Fast-track courts have been around for a long time, with the first ones being established in 2000. Since then, much has been spoken and written about them. With all these years of experience and money spent, it is discomforting to see not only the decline of FTCs, but also systemic issues prevalent in states that have the courts.
In a survey of FTCs conducted by National Law University Delhi, it was observed that there was a huge variation in the kinds of cases handled by these courts across states. While certain states primarily allocated rape and sexual offence cases to them, other states allocated various other matters. Further, several FTCs lacked technological resources to conduct audio and video recordings of the victims and many of them did not have regular staff.
Hence, there are several other factors that have an impact on disposal of cases. Inadequate staff and IT infrastructure, delay in getting reports from understaffed forensic science laboratories, frivolous adjournments and over-listing of cases in the cause list are some of the variables. Identifying systemic issues and addressing the concerns is as important for timely disposal of cases as increasing the number of judges.

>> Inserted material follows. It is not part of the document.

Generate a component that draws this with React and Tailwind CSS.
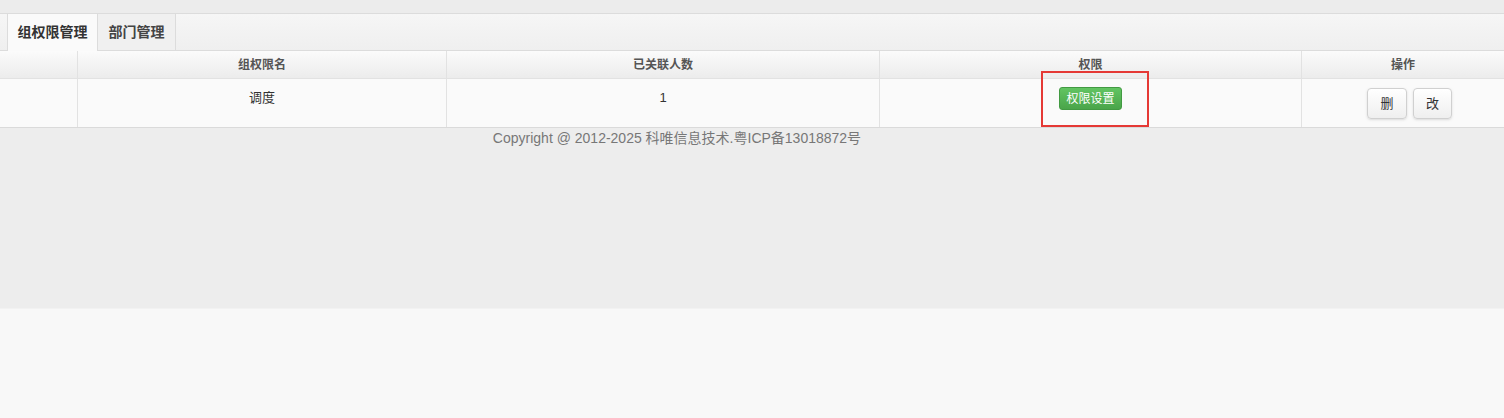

The final responsibility of making sure that the entire exercise results in a positive change vests with the states. For the FTCs to become successful, states will need to take stock of the issues at the ground level. Equal attention must be paid to both metropolitan and far-flung non-metropolitan areas. Critical issues such as inadequate court staff, improper physical and IT infrastructure and understaffed forensic labs, which affect the day-to-day functioning of the FTCs, must be comprehensively addressed.
The minister assured full support of the Department of Justice for the fulfillment of common goals for speedy justice delivery to all citizens.